Nous avons aussi une attente forte sur les sujets pénibilité. Le gouvernement prévoit la fin de la catégorie active – hormis pour les métiers dangereux et exposés tels que les policiers et les pompiers. Nous souhaitons que les dispositifs de pénibilité existant dans le secteur privé soient mis en application dans la fonction publique à condition, bien sûr, de revoir les critères de pénibilité en se basant sur ce qui existait au début de la mise en œuvre de la pénibilité. Or, si l’on en croit les annonces faites hier, le seul critère qu’il est envisagé de revoir, c’est celui du travail de nuit en abaissant éventuellement les seuils. Nous sommes encore loin du compte. Et à propos des métiers dangereux et exposés, pour lesquels le maintien d’un système de bonification a été évoqué, des clarifications sont nécessaires.
Quant aux discussions sur la revalorisation des enseignants, c’est positif mais ce ne sont pas les seuls fonctionnaires ou agents publics, je le répète, à devoir être entendus. Il faudra aussi voir de quelle façon ces discussions avancent. Par ailleurs, il manque encore des précisions, notamment sur les droits acquis et la transition entre les deux systèmes et les fins de carrière. Nous sommes demandeurs d’un aménagement des fins de carrière, or, la seule indication livrée hier est qu’il va y avoir un dispositif qui concernerait les aides-soignantes. Mais là encore, nous ne pouvons pas mener la mise en place d’une réforme d’ampleur du système de retraite en faisant des choix qui ne traiteraient que de telle ou telle corporation. Tenir compte des spécificités ne veut pas dire écarter l’ensemble des 5 millions d’agents de dispositifs qui pourraient être mis en place que pour quelques-uns. L’aménagement des fins de carrière ne concerne pas que les aides-soignantes.

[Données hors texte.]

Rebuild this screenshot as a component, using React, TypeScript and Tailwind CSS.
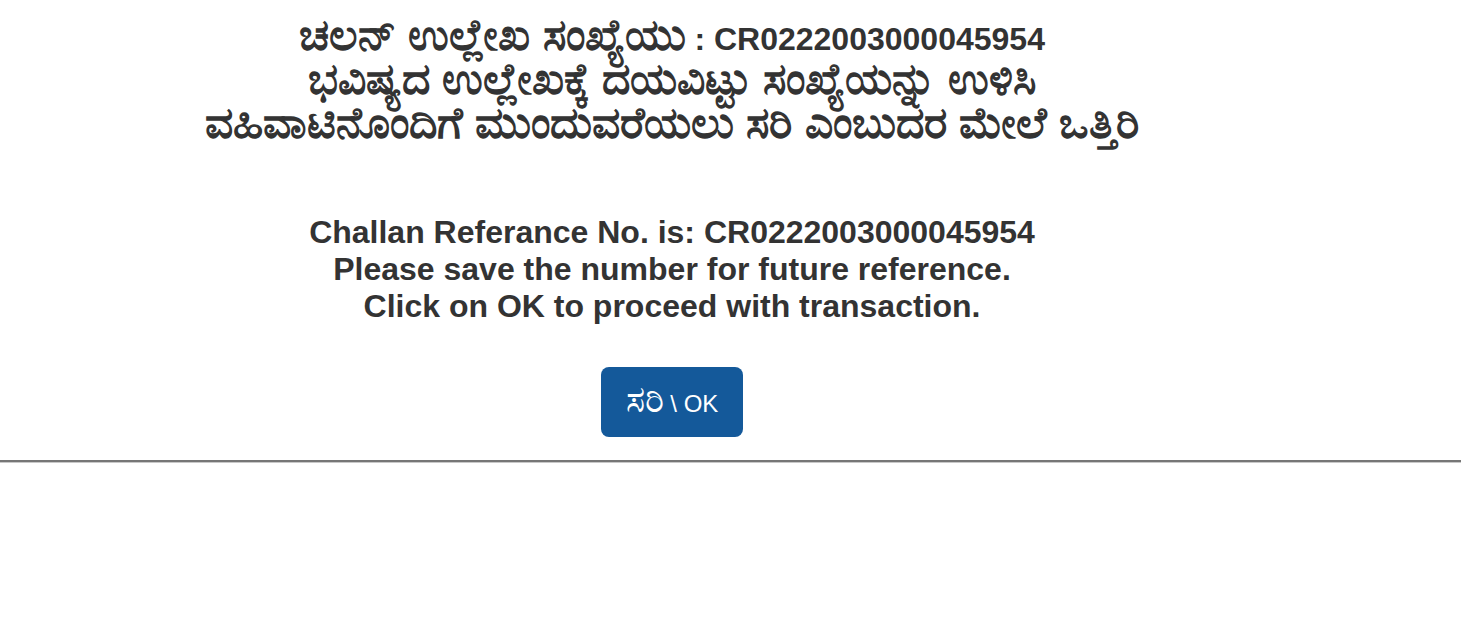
const kn = "inline-block text-[44px] leading-[44px]";

export default function App() {
  return (
    <main className="min-h-screen bg-white font-['Liberation_Sans',Arial,sans-serif] text-[#333333]">
      <div className="w-[1344px] pt-[13px] text-center font-bold">
        <div className="text-[32px] leading-[44px]">
          <p className="h-[44px]">
            <span className={kn}>ಚಲನ್ ಉಲ್ಲೇಖ ಸಂಖ್ಯೆಯು</span> : CR0222003000045954
          </p>
          <p className="h-[44px]">
            <span className={kn}>ಭವಿಷ್ಯದ ಉಲ್ಲೇಖಕ್ಕೆ ದಯವಿಟ್ಟು ಸಂಖ್ಯೆಯನ್ನು ಉಳಿಸಿ</span>
          </p>
          <p className="h-[44px]">
            <span className={kn}>ವಹಿವಾಟಿನೊಂದಿಗೆ ಮುಂದುವರೆಯಲು ಸರಿ ಎಂಬುದರ ಮೇಲೆ ಒತ್ತಿರಿ</span>
          </p>
        </div>
        <div className="mt-[69px] text-[32px] leading-[37px]">
          <p>Challan Referance No. is: CR0222003000045954</p>
          <p>Please save the number for future reference.</p>
          <p>Click on OK to proceed with transaction.</p>
        </div>
        <div className="mt-[42px] flex justify-center">
          <button
            type="button"
            className="h-[70px] w-[142px] rounded-lg bg-[#14599a] text-[24px] font-normal leading-none text-white"
          >
            <span className="inline-block text-[36px] leading-[24px]">ಸರಿ</span> \ OK
          </button>
        </div>
      </div>
      <hr className="mt-[23px] border-t-2 border-b border-t-[#767676] border-b-[#c8c8c8]" />
    </main>
  );
}
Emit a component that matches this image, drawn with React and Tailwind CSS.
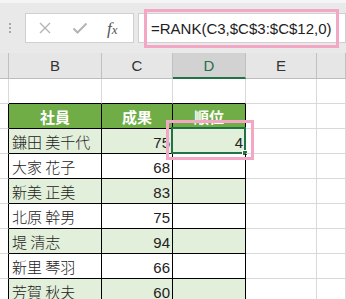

AEF info : La plupart des syndicats de la fonction publique critiquent le manque de dialogue social avec le gouvernement, particulièrement depuis les discussions sur la loi de transformation de la fonction publique. Le dossier « retraite » semble aggraver ce constat. Quelle est votre position en la matière ? La CFDT Fonction publique serait-elle prête à rejoindre l’intersyndicale fonction publique actuelle contre la réforme des retraites ?
Mylène Jacquot : Tout d’abord, en matière de dialogue social, nous ne mélangeons pas tous les sujets. Il y a les sujets propres à la fonction publique telle la loi de transformation de la fonction publique du 6 août 2019 et à propos de laquelle nous avons exprimé notre insatisfaction. Mais nous ne confondons pas le manque de dialogue social et la non prise en compte de ce que nous pouvons porter.
La stratégie que nous avons adoptée nous a permis d’obtenir un certain nombre de modifications de la loi mais aussi des décrets d’application lors de leur examen dans les instances consultatives. Mais le gouvernement devrait davantage nous écouter, notamment, à titre d’illustration, concernant le projet de décret relatif à la mise en œuvre du contrat de projet qui sera soumis au CCFP le 19 décembre prochain. C’est l’un des points sur lequel nous n’avons absolument pas été entendus alors même que nous avions formulé des propositions. La quantité de dialogue social ne fait pas la qualité du dialogue social.
Concernant le dossier retraites en particulier la position de la CFDT, partagée par toutes ses fédérations dont la CFDT Fonctions publiques, est constante depuis le début. Depuis un certain nombre de congrès, nous avons validé la revendication d’une réforme systémique avec la mise en œuvre d’un système universel qui ouvre des droits au premier euro gagné et cotisé toute en étant conscients des difficultés posées et des obstacles à surmonter. Par conséquent, le 17 décembre, la CFDT sera mobilisée sur ses revendications. Des discussions ont lieu sur les modalités de cette journée au niveau interprofessionnel.
Cela étant dit, en termes de mobilisation, la CFDT procède à chaque fois à un examen des modalités d’intervention les plus utiles et les plus productives pour porter et faire avancer nos revendications. Nous n’avons pas de position a priori pour ou contre une intersyndicale. Parfois cela se fait en intersyndicale, notamment dans certains secteurs comme la santé ou les finances publiques. Mais d’autres intersyndicales n’apportent pas forcément un plus aux revendications que la CFDT veut porter. Nous regrettons par exemple que, s’agissant du dernier rendez-vous salarial et de la question du pouvoir d’achat,l’intersyndicale n’ait pas été plus utile et porter davantage de revendications en commun. La mobilisation du 9 mai dernier a permis de porter un certain nombre de sujets mais nous avons peut-être manqué là l’occasion de porter des revendications très concrètes.
Dans le champ fonction publique, les revendications sur les retraites divergent et il faut le respecter. L’intersyndicale de la fonction publique peut donc être à géométrie variable. Ce qui guide la CFDT, c’est bien l’efficacité de la stratégie à mettre en place pour défendre ses revendications. Nous nous mobiliserons donc le 17 avec notre confédération.